By Julia Laite
My own research within the Trafficking Past network is a microhistory of one case of trafficking from the year 1910, in which a young woman from New Zealand was convinced to go to Buenos Aires by Antonio Carvelli, an Italian man who was living in Australia, to sell sex. Pushing against the tendency to anecdotalize and decontextualize cases of trafficking in the past and present, the book I’m writing is taking a life history approach. Each chapter will trace a major character in the case, from when they are born, until when they die, and insists on seeing them as complex human beings engaged in modes of exploitation and labour within much wider economic and social contexts. I want to find out what happened to them before and after I encountered them in the archive file in the National Archives in London: what factors led them to be part of the case in 1910, and what their lives were like afterward.
I would not have been able to write this book ten years ago. When I started my academic career, the desire to know what had happened to the individuals in this case, and where they came from, would not have been enough. This endeavour has only been made possible very recently, with the advent of digitized newspapers and family history materials. It is this that has allowed me to find and contextualize individuals who have left no, or very few ego-documents—indeed, texts of any description—behind. I have been able to digitally scour for pseudonyms hidden in lists of passengers, find names misspelled on marriage certificates, discover the death certificates of people who died long before their time. Character searchable digitized newspapers, available free to access in New Zealand and Australia, and by subscription in Britain, have enabled me to locate surprisingly detailed news stories about my historical actors that never would have been recorded in any periodical index and would have been essentially unfindable before. I can even discover, with the click of a few buttons, what the weather was like on any given day. What was once a virtually impossible search for needles in haystacks has become feasible, with financial support in order to pay for subscriptions, with a little imagination, and with a lot of patience. And so, many of my ‘archival’ experiences in this research take place from the comfort of my home office, rather than the physical archive. The coffee is cheaper than in Geneva, but the view isn’t quite as exciting.

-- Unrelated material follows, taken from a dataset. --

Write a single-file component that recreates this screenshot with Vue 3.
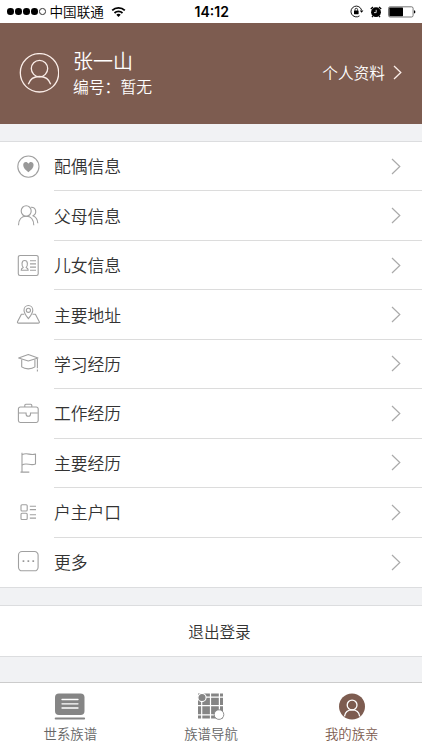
<template>
  <div class="page">
    <div class="status-bar">
      <div class="signal">
        <i v-for="n in 5" :key="n" :class="{ empty: n === 5 }"></i>
      </div>
      <span class="carrier">中国联通</span>
      <svg class="wifi" width="15" height="12" viewBox="0 0 15 12">
        <path d="M1.2 4.4a9 9 0 0 1 12.6 0M3.5 7a5.8 5.8 0 0 1 8 0" fill="none" stroke="#000" stroke-width="1.8" />
        <path d="M5.3 8.8a3.2 3.2 0 0 1 4.4 0L7.5 11z" />
      </svg>
      <span class="time">14:12</span>
      <div class="status-right">
        <svg width="14" height="13" viewBox="0 0 14 13">
          <path d="M11.6 5.2A5.4 5.4 0 1 0 9.5 10.9" fill="none" stroke="#000" stroke-width="0.9" />
          <path d="M9.8 5.4h3.6l-1.8 2.4z" />
          <rect x="4" y="5.6" width="4.6" height="3.6" rx="0.4" />
          <path d="M5 5.8V4.6a1.3 1.3 0 0 1 2.6 0v1.2" fill="none" stroke="#000" stroke-width="0.8" />
        </svg>
        <svg class="alarm" width="12" height="12" viewBox="0 0 12 12">
          <circle cx="6" cy="6.2" r="4.9" />
          <path d="M0.8 3 3 1M11.2 3 9 1M2.8 10.2l-.8 1M9.2 10.2l.8 1" stroke="#000" stroke-width="1.3" />
          <path d="M6.2 3.8v2.8H4" fill="none" stroke="#fff" stroke-width="0.8" />
        </svg>
        <svg class="battery" width="28" height="12" viewBox="0 0 28 12">
          <rect x="0.5" y="0.8" width="24.6" height="10.2" rx="1.6" fill="#fff" stroke="#555" stroke-width="0.8" />
          <rect x="1.3" y="1.6" width="13.7" height="8.6" rx="0.6" />
          <path d="M26 4.2q1.4.3 1.4 1.7T26 7.6z" />
        </svg>
      </div>
    </div>

    <div class="header">
      <svg class="avatar" width="40" height="40" viewBox="0 0 40 40">
        <circle cx="20.5" cy="19.8" r="19.2" />
        <circle cx="20.5" cy="15.6" r="8.2" />
        <path d="M9.3 31.3C11 26.1 14.800 23.500 20.500 23.500s9.500 2.600 11.200 7.800" />
      </svg>
      <div class="user">
        <div class="name">张一山</div>
        <div class="number">编号：暂无</div>
      </div>
      <div class="profile">
        <span>个人资料</span>
        <svg width="9" height="15" viewBox="0 0 9 15"><path d="M1 1l6.800 6.500L1 14" /></svg>
      </div>
    </div>

    <ul class="list">
      <li v-for="item in menus" :key="item.title">
        <svg class="icon" width="24" height="24" viewBox="0 0 24 24">
          <path v-for="(d, i) in item.lines" :key="i" :d="d" />
          <path v-if="item.fill" class="solid" :d="item.fill" />
        </svg>
        <div class="cell">
          <span>{{ item.title }}</span>
          <svg class="arrow" width="10" height="17" viewBox="0 0 10 17"><path d="M1 1l7.800 7.500L1 16" /></svg>
        </div>
      </li>
    </ul>

    <div class="logout">退出登录</div>

    <div class="tab-bar">
      <div class="tab">
        <svg width="32" height="28" viewBox="0 0 32 28">
          <rect x="1" y="0.5" width="29.500" height="21.500" rx="4" fill="#858585" />
          <path d="M8 6.500h16M8 10.800h16M8 15h16" stroke="#fff" stroke-width="1.300" stroke-linecap="round" />
          <path d="M1.600 25.500h28.600" stroke="#858585" stroke-width="1.800" stroke-linecap="round" />
        </svg>
        <span>世系族谱</span>
      </div>
      <div class="tab">
        <svg width="28" height="28" viewBox="0 0 28 28">
          <rect x="1" y="0.500" width="25" height="25" fill="#858585" />
          <path d="M4.700 0v27M13.500 0v27M22.400 0v27M0 4.200h27M0 12.600h27M0 21.800h27" stroke="#fff" stroke-width="1.200" />
          <circle cx="5" cy="4.500" r="4.100" fill="#858585" stroke="#fff" stroke-width="1.100" />
          <circle cx="22" cy="21.600" r="4.800" fill="#fff" stroke="#858585" stroke-width="0.900" />
        </svg>
        <span>族谱导航</span>
      </div>
      <div class="tab active">
        <svg width="28" height="28" viewBox="0 0 28 28">
          <circle cx="14" cy="13.500" r="13" fill="#7d5c50" />
          <g fill="none" stroke="#fff" stroke-width="1.300">
            <circle cx="14.100" cy="12" r="4.900" />
            <path d="M6.500 23.300c.7-4.400 3.200-6.400 7.600-6.400s6.900 2 7.600 6.400" />
          </g>
        </svg>
        <span>我的族亲</span>
      </div>
    </div>
  </div>
</template>

<script setup>
const menus = [
  {
    title: "配偶信息",
    lines: ["M12.4 1a10.6 10.6 0 1 0 0 21.2a10.6 10.6 0 1 0 0-21.2z"],
    fill: "M12.4 17.2C9.7 15 7.2 13 7.2 10 7.2 6.7 11 6.1 12.4 8.700c1.400-2.600 5.200-2 5.200 1.300 0 3-2.500 5-5.200 7.200z",
  },
  {
    title: "父母信息",
    lines: [
      "M10.2 1.700a5 5.300 0 1 0 0 10.600a5 5.300 0 1 0 0-10.600z",
      "M2.500 21.300c.2-5.600 2.600-9 7.700-9s7.400 3.400 7.600 9",
      "M14.900 3.200c5.600-.3 6.400 6.400 2 8.500 3 1.100 4.700 3.800 4.900 7.500",
    ],
  },
  {
    title: "儿女信息",
    lines: [
      "M4 1.500h16.500a1.700 1.700 0 0 1 1.700 1.700v16.600a1.700 1.700 0 0 1-1.700 1.700H4a1.700 1.700 0 0 1-1.700-1.700V3.200A1.700 1.700 0 0 1 4 1.500z",
      "M8.700 6.500c-3.600 0-3.100 5.400-1.400 6.900-1.400.5-2.100 1.200-2.100 2.800h7c0-1.600-.7-2.300-2.100-2.800C11.800 11.900 12.300 6.500 8.700 6.500z",
      "M14 6.700h6M14 9.900h6M14 13.100h6M14 16.300h6",
    ],
  },
  {
    title: "主要地址",
    lines: [
      "M12.400 15.700C10.100 12.600 8 10.200 8 7.200a4.400 4.700 0 0 1 8.800 0c0 3-2.100 5.400-4.400 8.500z",
      "M12.400 5.200a2.100 2.100 0 1 0 0 4.200a2.100 2.100 0 1 0 0-4.200z",
      "M8.300 11.200H5.400L1.500 18.800q-.3 1.300 1 1.300h19.800q1.300 0 1-1.300l-3.900-7.600h-2.900",
    ],
  },
  {
    title: "学习经历",
    lines: [
      "M12.300 2.600 22 5.900 12.300 9 2.600 5.900z",
      "M5.700 7.500v7.400c3.300 2.600 9.900 2.600 13.200 0V7.500",
      "M21.400 6.500v9.800M21.400 17.500v2",
    ],
  },
  {
    title: "工作经历",
    lines: [
      "M4.300 5h16a1.900 1.900 0 0 1 1.900 1.900v11.700a1.900 1.900 0 0 1-1.900 1.900h-16a1.900 1.900 0 0 1-1.900-1.900V6.900A1.900 1.900 0 0 1 4.300 5z",
      "M8.800 5V3.200a1 1 0 0 1 1-1h5a1 1 0 0 1 1 1V5",
      "M2.800 11h7.300M14.500 11h7.300M10.100 10.600v1.600a2.200 2 0 0 0 4.400 0v-1.600",
    ],
  },
  {
    title: "主要经历",
    lines: ["M6 1.800v19.300M4.500 21.100h8.800", "M6 3.800c5-3 8.200 1.200 13.500-.8v10c-5.300 2.200-8.500-1.900-13.500.9"],
  },
  {
    title: "户主户口",
    lines: [
      "M6 3.800h4.200a1 1 0 0 1 1 1v4.200a1 1 0 0 1-1 1H6a1 1 0 0 1-1-1V4.800a1 1 0 0 1 1-1z",
      "M6 12.300h4.200a1 1 0 0 1 1 1v4.200a1 1 0 0 1-1 1H6a1 1 0 0 1-1-1v-4.200a1 1 0 0 1 1-1z",
      "M13.800 5.200h6.200M13.800 8.600h6.200M13.800 13.700h6.200M13.800 17.100h6.200",
    ],
  },
  {
    title: "更多",
    lines: [
      "M6 1.500h12.600a3.500 3.500 0 0 1 3.500 3.500v12.300a3.500 3.500 0 0 1-3.500 3.500H6a3.500 3.500 0 0 1-3.500-3.500V5A3.500 3.500 0 0 1 6 1.500z",
    ],
    fill: "M6.600 10.300h1.700V12H6.600zM11.500 10.300h1.700V12h-1.700zM16.400 10.300h1.700V12h-1.700z",
  },
];
</script>

<style>
body {
  margin: 0;
}
</style>

<style scoped>
.page {
  width: 422px;
  height: 750px;
  box-sizing: border-box;
  display: flex;
  flex-direction: column;
  background: #f1f2f4;
  color: #333;
  font-family: "Noto Sans CJK SC", sans-serif;
  font-weight: 350;
  overflow: hidden;
}
svg {
  display: block;
  flex: none;
}
.status-bar {
  height: 23px;
  flex: none;
  display: flex;
  align-items: center;
  background: #fff;
  color: #000;
  padding: 0 6px 0 7px;
}
.signal {
  display: flex;
  gap: 1.4px;
}
.signal i {
  width: 6.6px;
  height: 6.6px;
  box-sizing: border-box;
  border-radius: 50%;
  background: #000;
}
.signal i.empty {
  background: none;
  border: 0.8px solid #333;
}
.carrier {
  margin-left: 4px;
  width: 55px;
  font-size: 13.6px;
  line-height: 23px;
  white-space: nowrap;
}
.wifi {
  margin-left: 6px;
}
.time {
  margin-left: 69px;
  font: 600 14px/23px Inter, "Liberation Sans", sans-serif;
}
.status-right {
  margin-left: auto;
  display: flex;
  align-items: center;
}
.alarm {
  margin-left: 6px;
}
.battery {
  margin-left: 6px;
}
.header {
  height: 101px;
  flex: none;
  box-sizing: border-box;
  display: flex;
  align-items: center;
  padding: 0 20px 2px 19px;
  background: #7d5c50;
  color: #fff;
}
.avatar,
.profile svg {
  fill: none;
  stroke: #fbeee9;
  stroke-width: 1.3;
}
.user {
  margin-left: 14px;
}
.name {
  font-size: 20px;
  line-height: 28px;
}
.number {
  font-size: 15.8px;
  line-height: 24px;
}
.profile {
  margin-left: auto;
  display: flex;
  align-items: center;
  font-size: 15.7px;
}
.profile svg {
  margin-left: 8px;
}
.list {
  margin: 17px 0 0;
  padding: 0;
  list-style: none;
  background: #fff;
  border-top: 1px solid #dcdddf;
  border-bottom: 1px solid #dcdddf;
}
.list li {
  display: flex;
  align-items: center;
  height: 49.45px;
  padding-left: 16px;
}
.icon {
  fill: none;
  stroke: #a0a0a0;
  stroke-width: 1.1;
  stroke-linejoin: round;
}
.icon .solid {
  fill: #999;
  stroke: none;
}
.cell {
  flex: 1;
  height: 100%;
  box-sizing: border-box;
  margin-left: 14px;
  padding-right: 21px;
  display: flex;
  align-items: center;
  justify-content: space-between;
  border-bottom: 1px solid #dcdcdc;
  font-size: 16.8px;
}
.list li:last-child .cell {
  border-bottom: none;
}
.arrow {
  fill: none;
  stroke: #aaa;
  stroke-width: 1.2;
}
.logout {
  height: 50px;
  flex: none;
  margin-top: 17px;
  border-top: 1px solid #dcdddf;
  border-bottom: 1px solid #dcdddf;
  background: #fff;
  font-size: 15.6px;
  line-height: 50px;
  text-align: center;
  text-indent: 17px;
}
.tab-bar {
  height: 68px;
  flex: none;
  box-sizing: border-box;
  margin-top: auto;
  display: flex;
  background: #fff;
  border-top: 1px solid #ccc;
}
.tab {
  flex: 1;
  display: flex;
  flex-direction: column;
  align-items: center;
  padding-top: 9.5px;
  font-size: 13.4px;
  line-height: 20px;
  color: #666;
}
.tab span {
  margin-top: 2.5px;
}
.tab.active {
  color: #7d5c50;
}
</style>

But digital records that provide small pieces of information about individuals, however useful they are, do not replace the more detailed and wide ranging material found in archives. This story began, for me, when I opened MEPO 3/197 at the National Archives in London but my search is leading me to many other files in this and in many other archives. Like Philippa Hetherington and many others who write on the history of trafficking, I have worked in the League of Nations Archive at the UN in Geneva, where the materials related to the Advisory Committee on the Traffic in Women and Children, established after the First World War, are held in neatly labelled boxes and files. They contain vital statistics about trafficking, reports from countries around the world, minutes that document the debates and controversies discussed by the Committee’s members. They are also peppered with tantalizing ephemera: photographs of pimps, blank prostitute registration forms, sample contracts for dancing girls. Each image, each list of names, makes me reflect on whether it would be possible to trace all these life stories from their beginning to their end. Upon the wall of the archive hangs a map from 1921, showing the spider’s web of steamship routes that took the delegates of the new age of internationalism, as well as the traffickers I am studying, around the world. This map will form the base for the interactive map and exhibit we are planning as part of this project: it’s the one you see when you arrive on our website.
My own journey, meanwhile, took me away from the organized and remarkably rich files in Geneva, in a rental car through the Mont Blanc tunnel, to Turin, where Antonio Carvelli, the pimp and trafficking in my case, was born. The material I looked at in the Archivio di Stato in Turin contrasted sharply with the tidy boxes and typed letters created by the international officialdom of anti-trafficking at the League of Nations. Instead, I searched through warped bundles of files on thieves—Carvelli had been arrested for burglary before he got involved in prostitution—and failed to find his name. At the UN archive, there was too much information to possibly take in. Here, there were only traces. At last, and with the help of archivist Sylvia Corno, I found one faint mention of Carvelli on a single crumbling sheet of paper: a certificate of good conduct from when he was 18, when he joined the Italian military.
These small stories, often hidden amongst other material in smaller archives, can help connect the international and global picture of trafficking to its local contexts. The link between the local and the global is something we hope to explore in this research project, as our research network shares their own stories of the big and small histories of trafficking and women’s illicit migration in archives around the world.